A big win in Michigan is important for Trump because it would offer evidence for his argument that he is uniquely qualified among Republicans to attract swing voters in Rust Belt states and to expand the party’s general election coalition.
“I’m not a normal Republican,” Trump said last week in Macomb County, the place where the fabled phenomenon of Reagan Democrats, who dropped their party affiliation to side with the Republican president, was first identified.
“A normal Republican cannot think in terms … of bringing in Michigan. And if you don’t bring in Michigan it’s tough. You have a very narrow road,” Trump said.
Trump will be helped on Tuesday by the fact that both Michigan and Mississippi have open primaries, meaning that Democrats and independents attracted by his message can vote in the Republican contest.
Cruz, currently the best-placed challenger to Trump, has tended to do better in closed races, where only registered GOP voters can take part and where conservatives hold more sway. The Texas senator, however, will be looking for a strong performance in Mississippi and a second-place finish in Michigan to bolster his case that he — and not Rubio — is the only viable alternative to Trump.
Important moment for Kasich
Tuesday’s races also represent an important moment for Kasich, who has spent several weeks effectively on the sidelines following a strong second-place showing in the New Hampshire primary last month. In the Southern primaries, he has proven to be less popular.
Michigan may also be a barometer of Kasich’s prospects in his own state of Ohio next week, which is a make-or-break contest for him.
And despite winning the Puerto Rico primary for his second victory of the campaign on Sunday, Rubio appears to be headed for another tough night.
Rules requiring a candidate to reach a threshold to get a share of the delegates on offer in the three primary states on Tuesday could see him fall further behind Cruz, who has already suggested his fellow senator should get out of the race.
Michigan test for Democrats
Sanders, fresh from a testy debate with Clinton on Sunday, needs a strong showing to deprive his opponent’s campaign of an argument that not only can he not win Southern states but he is lagging behind in diverse Midwestern ones as well.
The Monmouth poll found Clinton leading 55% to 42% going into the primary, and she has begun to gently make the case that it might be time for Sanders, who has vowed to fight on until the Democratic convention, to consider his position.
“The sooner I could become your nominee, the more I could begin to turn attention to the Republicans,” Clinton told supporters on Monday.
Sanders was stung by Clinton’s claim in their most recent debate in Flint, Michigan, on Sunday night that he voted against a bailout for the U.S. auto industry — a key local employer — when it was teetering on the edge of extinction in early 2009.

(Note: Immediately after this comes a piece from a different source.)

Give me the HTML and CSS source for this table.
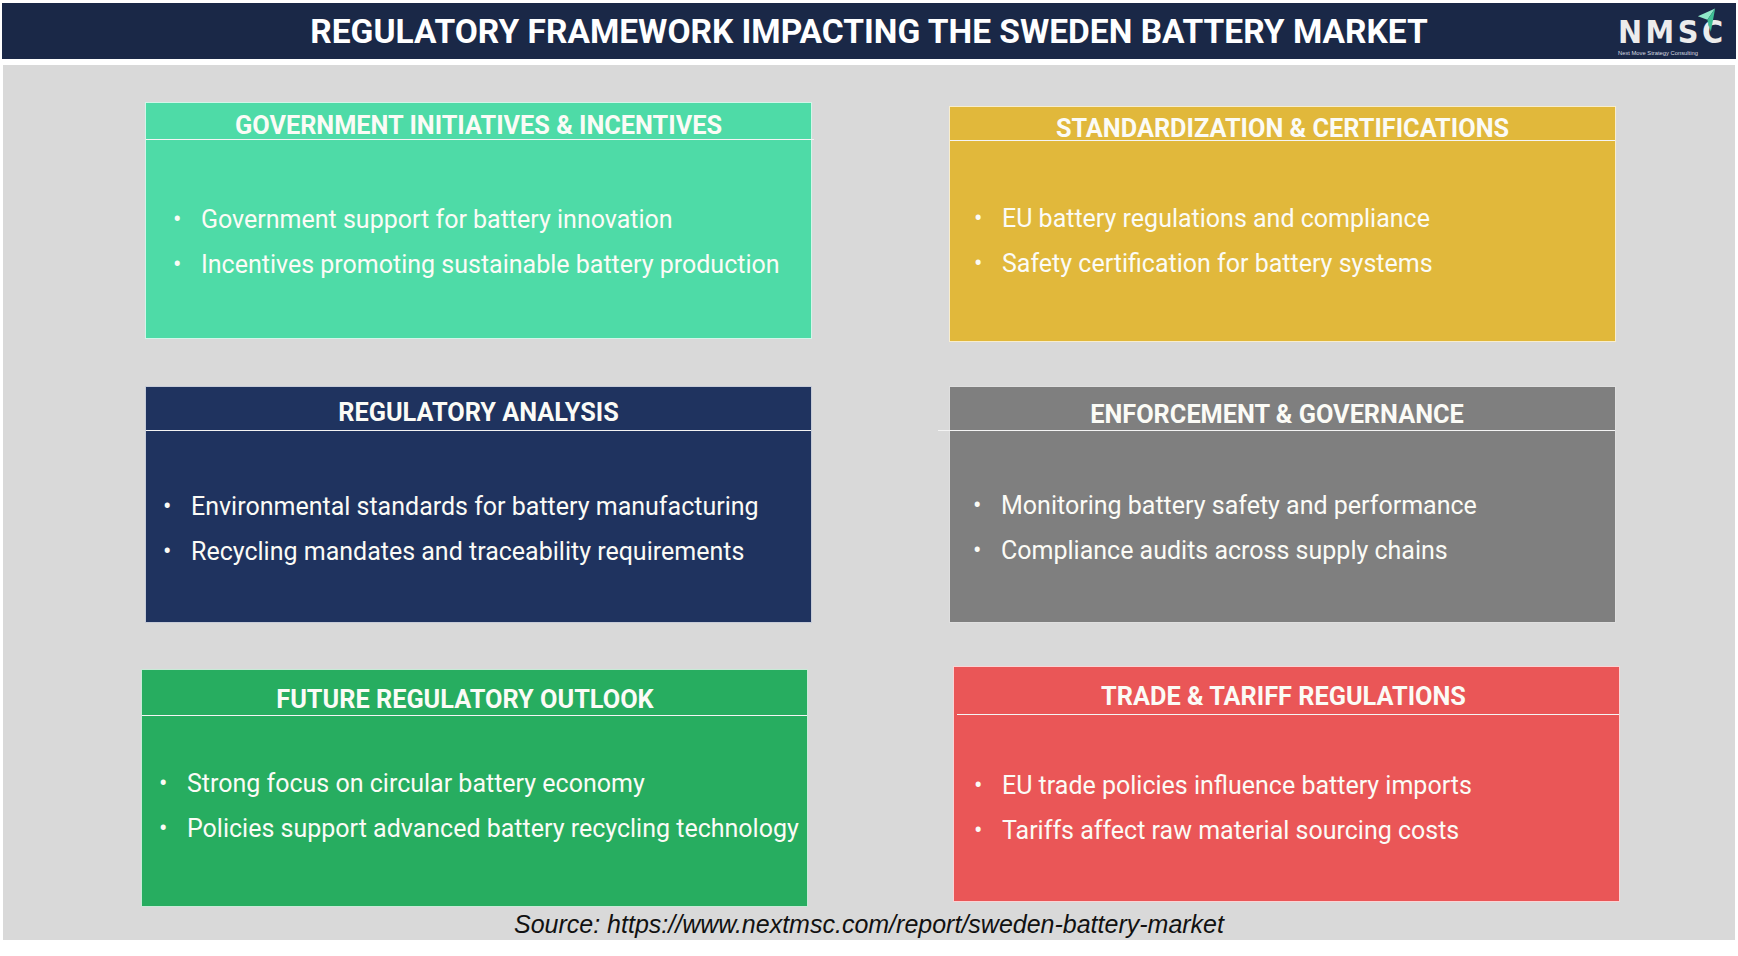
FILE: index.html
```html
<!DOCTYPE html>
<html lang="en">
<head>
<meta charset="utf-8">
<title>Regulatory Framework Impacting the Sweden Battery Market</title>
<link rel="stylesheet" href="styles.css">
</head>
<body>
<header class="topbar">
  <h1 class="title">REGULATORY FRAMEWORK IMPACTING THE SWEDEN BATTERY MARKET</h1>
  <div class="logo">
    <div class="logo-word">NMSC</div>
    <div class="logo-sub">Next Move Strategy Consulting</div>
    <svg class="logo-arrow" viewBox="0 0 22 30" width="19" height="27" aria-hidden="true">
      <polygon points="1,10 21,1 12,14" fill="#8fe8c8"/>
      <polygon points="12,14 21,1 16,28" fill="#3fbf95"/>
      <polygon points="12,14 16,28 13,20" fill="#2a9e7a"/>
    </svg>
  </div>
</header>

<main class="panel">
  <section class="grid">
    <article class="card c1">
      <div class="card-head">GOVERNMENT INITIATIVES &amp; INCENTIVES</div>
      <div class="rule"></div>
      <ul class="points">
        <li><span class="dot">•</span><span>Government support for battery innovation</span></li>
        <li><span class="dot">•</span><span>Incentives promoting sustainable battery production</span></li>
      </ul>
    </article>
    <article class="card c2">
      <div class="card-head">STANDARDIZATION &amp; CERTIFICATIONS</div>
      <div class="rule"></div>
      <ul class="points">
        <li><span class="dot">•</span><span>EU battery regulations and compliance</span></li>
        <li><span class="dot">•</span><span>Safety certification for battery systems</span></li>
      </ul>
    </article>
    <article class="card c3">
      <div class="card-head">REGULATORY ANALYSIS</div>
      <div class="rule"></div>
      <ul class="points">
        <li><span class="dot">•</span><span>Environmental standards for battery manufacturing</span></li>
        <li><span class="dot">•</span><span>Recycling mandates and traceability requirements</span></li>
      </ul>
    </article>
    <article class="card c4">
      <div class="card-head">ENFORCEMENT &amp; GOVERNANCE</div>
      <div class="rule"></div>
      <ul class="points">
        <li><span class="dot">•</span><span>Monitoring battery safety and performance</span></li>
        <li><span class="dot">•</span><span>Compliance audits across supply chains</span></li>
      </ul>
    </article>
    <article class="card c5">
      <div class="card-head">FUTURE REGULATORY OUTLOOK</div>
      <div class="rule"></div>
      <ul class="points">
        <li><span class="dot">•</span><span>Strong focus on circular battery economy</span></li>
        <li><span class="dot">•</span><span>Policies support advanced battery recycling technology</span></li>
      </ul>
    </article>
    <article class="card c6">
      <div class="card-head">TRADE &amp; TARIFF REGULATIONS</div>
      <div class="rule"></div>
      <ul class="points">
        <li><span class="dot">•</span><span>EU trade policies influence battery imports</span></li>
        <li><span class="dot">•</span><span>Tariffs affect raw material sourcing costs</span></li>
      </ul>
    </article>
  </section>
  <p class="source">Source: https://www.nextmsc.com/report/sweden-battery-market</p>
</main>
</body>
</html>
```

FILE: styles.css
```css
* { box-sizing: border-box; }

html, body {
  margin: 0;
  padding: 0;
  background: #ffffff;
}

body {
  width: 1738px;
  height: 956px;
  overflow: hidden;
  font-family: Roboto, "Liberation Sans", sans-serif;
}

/* ---------- top bar ---------- */
.topbar {
  margin: 3px 2px 0;
  height: 56px;
  background: #1a2847;
  display: grid;
  grid-template-columns: 1fr auto 1fr;
  align-items: center;
}

.title {
  grid-column: 2;
  margin: 0;
  padding-top: 2px;
  font-family: Roboto, "Liberation Sans", sans-serif;
  font-weight: 700;
  font-size: 33.5px;
  line-height: 40px;
  color: #ffffff;
  white-space: nowrap;
}

.logo {
  grid-column: 3;
  justify-self: end;
  align-self: start;
  position: relative;
  width: 98px;
  margin-right: 20px;
  padding-top: 16px;
}

.logo-word {
  font-family: "DejaVu Sans Condensed", "Liberation Sans", sans-serif;
  font-weight: 700;
  font-size: 32px;
  line-height: 27px;
  color: #ececec;
  letter-spacing: 3.5px;
}

.logo-sub {
  margin-top: 3px;
  font-family: "Liberation Sans", sans-serif;
  font-size: 5.8px;
  line-height: 8px;
  color: #d8dbe2;
  white-space: nowrap;
}

.logo-arrow {
  position: absolute;
  right: 0;
  top: 4px;
}

/* ---------- panel ---------- */
.panel {
  margin: 6px 3px 0;
  height: 875px;
  background: #d9d9d9;
  padding: 37px 0 0 142px;
}

.grid {
  display: grid;
  grid-template-columns: 667px 667px;
  grid-template-rows: 241px 237px 241px;
  column-gap: 137px;
  row-gap: 43px;
  align-items: start;
  justify-items: start;
}

.card {
  display: flex;
  flex-direction: column;
  width: 667px;
  height: var(--h, 237px);
  margin-top: var(--mt, 0);
  margin-left: var(--ml, 0);
  border: 1px solid rgba(255, 255, 255, 0.75);
  color: #fbfbf6;
}

.card-head {
  height: calc(var(--hh) - 1px);
  padding-top: var(--ht, 8px);
  padding-right: var(--hx, 0);
  display: flex;
  align-items: center;
  justify-content: center;
  font-weight: 700;
  font-size: 25.3px;
  white-space: nowrap;
}

.rule {
  height: 1px;
  background: #f4f4f4;
  margin-left: var(--rl, 0);
  margin-right: var(--rr, 0);
  flex: none;
}

.points {
  list-style: none;
  margin: 0;
  padding: var(--pt) 0 0 var(--pl);
  font-size: 25px;
  line-height: 45px;
}

.points li {
  display: flex;
  white-space: nowrap;
}

.dot {
  width: 28px;
  flex: none;
}

.c1 { background: #4edba7; --h: 237px; --hh: 37px; --ht: 8px; --pt: 57px; --pl: 27px; --rr: -3px; }
.c2 { background: #e1b83b; --h: 236px; --mt: 4px; --hh: 34px; --ht: 9px; --pt: 55px; --pl: 24px; }
.c3 { background: #1f335f; --h: 237px; --hh: 44px; --ht: 7px; --pt: 53px; --pl: 17px; }
.c4 { background: #7f7f7f; --h: 237px; --hh: 44px; --ht: 11px; --hx: 11px; --pt: 52px; --pl: 23px; --rl: -12px; }
.c5 { background: #27ad60; --h: 238px; --mt: 3px; --ml: -4px; --hh: 46px; --ht: 13px; --hx: 19px; --pt: 45px; --pl: 17px; }
.c6 { background: #ea5657; --h: 236px; --ml: 4px; --hh: 48px; --ht: 11px; --hx: 6px; --pt: 48px; --pl: 20px; --rl: 3px; }

/* ---------- source ---------- */
.source {
  margin: 3px 0 0 -142px;
  text-align: center;
  font-family: "Liberation Sans", Arial, sans-serif;
  font-style: italic;
  font-size: 25px;
  line-height: 29px;
  color: #111111;
}
```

But the Sanders campaign has accused Clinton of being disingenuous, saying he had voted to support a $14 billion auto-industry aid package in 2008, but opposed the measure later being folded into a Wall Street bailout bill that he did not support.
The Vermont senator has also hammered Clinton for her support for free trade agreements that he says have badly hit manufacturing in states like Michigan.
“What these trade agreements have done is decimate community after community in the Midwest and all over America,” Sanders said in the state on Monday.
“I have helped lead the opposition to every one of these disastrous trade agreements,” he said, “because I knew what they would do.”
Clinton campaign manager Robby Mook told CNN’s “The Situation Room with Wolf Blitzer” that the team was confident of a strong performance in Michigan, but he was not ready to predict outright victory.
“We think that the race is much closer than the public polls show,” Mook said.